The situation is analogous to electric power tools – which are fundamentally the same thing. How long will your cordless drill’s battery charge last if you run the drill continuously? How long does it last when you use it to do heavy work, like put screws through 2×4 wall studs?
Electric cars are no different.
Well, there is a difference – and it’s an important one. Most power tools come with a spare battery, which you keep on the charger and swap out with the discharged one, so that you can keep working without waiting.
But you can’t swap out an EV’s battery. So, you’re forced to wait.
If this is a problem for the car press, it will be a problem for the general population, too.
While lots of people live in cities, most of them can live without cars and already do. It is the people in the suburbs who most need and depend on cars – and for them, electric cars will be a problem, for the same reason they are a problem for me.
It can take longer to travel 50 miles in the vicinity of a major city than it takes to get from a major city to where I live. I know this because I lived it – and that was 15 years ago, when I lived in the DC area.
It is surely worse now than it was then.
Plus, winter. And summer. Both of which tax the EV’s batteries, because they entail use of accessories that consume a lot of (wait for it!) electricity.
Yes, I know. “Fast” chargers. But if 30-45 minutes is “fast” then we might as well go back to using prop-driven airplanes to cross the Atlantic. Just for the romance of it.
Also – and they aren’t telling you this, either – you lose 20 percent of the best-case EV range when using these “fast” chargers, in order to avoid damaging the battery.
Thus, even the touted 238 mile best-case range of a longer-legged EV like the new Chevy Bolt is really only 190 miles after “fast” charging. It can’t quite make it here in a single swing at bat. And once it finally gets here, I wouldn’t be able to drive it to test it because I’d have to wait for it to recharge. Since I don’t have a “fast” charger, that means overnight on the 120V household outlet.
Lose a day to waiting.
And the same on the other end.
Unless I remember to plug it in the night before the driver comes to pick the car up, he’ll have to wait.
Luckily, I have a spare bedroom.
But think about these logistics as they apply to you – which they will, if you’re gulled by all this emperor’s-new-clothes idiocy into an electric car.
You will have to add time to longer trips – and you will have to think about all your trips in a way you don’t have to now. The freedom to just go will have become as much a memory of better times as being able to just board an airplane, without being felt up or having to assume the I surrender pose in an irradiation chamber so that a government worker can view your anatomy in lieu of fondling it.
Oh. Yes. There is another reason why car journalists like me don’t get electric cars. It is because we write stuff such as you’ve just read. You know – the truth about electric cars. This is troublesome to the manufacturers thereof – especially Tesla, which only manufactures electric cars.
Tesla not only wants favorable coverage, it must have it. Because unfavorable coverage means kaput for Tesla. And that is why Tesla only allows friendly press to test drive its cars. You may have noticed this from the resultant coverage – which never mentions the fact that “fast” charging entails partial charging – or that conditions (heat and cold, use of accessories) greatly affect the range.

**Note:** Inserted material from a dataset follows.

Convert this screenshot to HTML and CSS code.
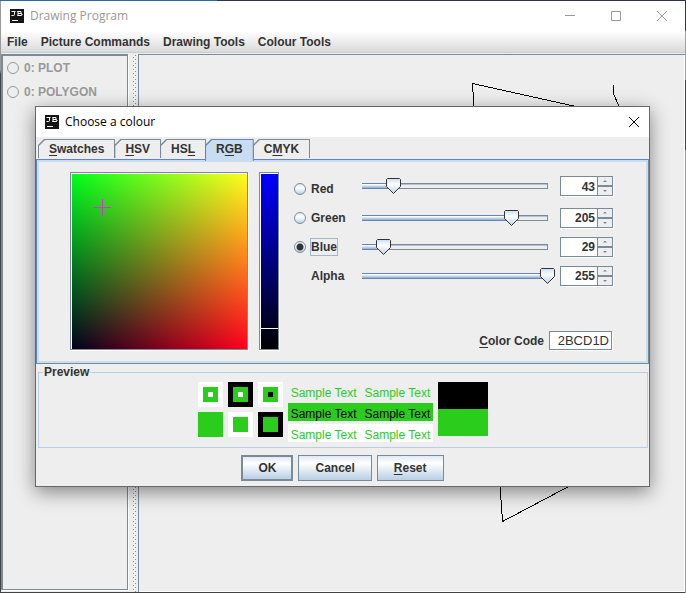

Nor other less-than-convenient truths.
It’s an interesting inversion.
Like the political Left – which once at least pretended to care about the working man – the “consumer” car press – which once at least pretended to care about “consumers” (an incredibly insulting term) stands revealed for what it is:
The captive poodle of a rent-seeking con of stupefying proportions.
My having said so, of course, means I will never get a Tesla to test drive.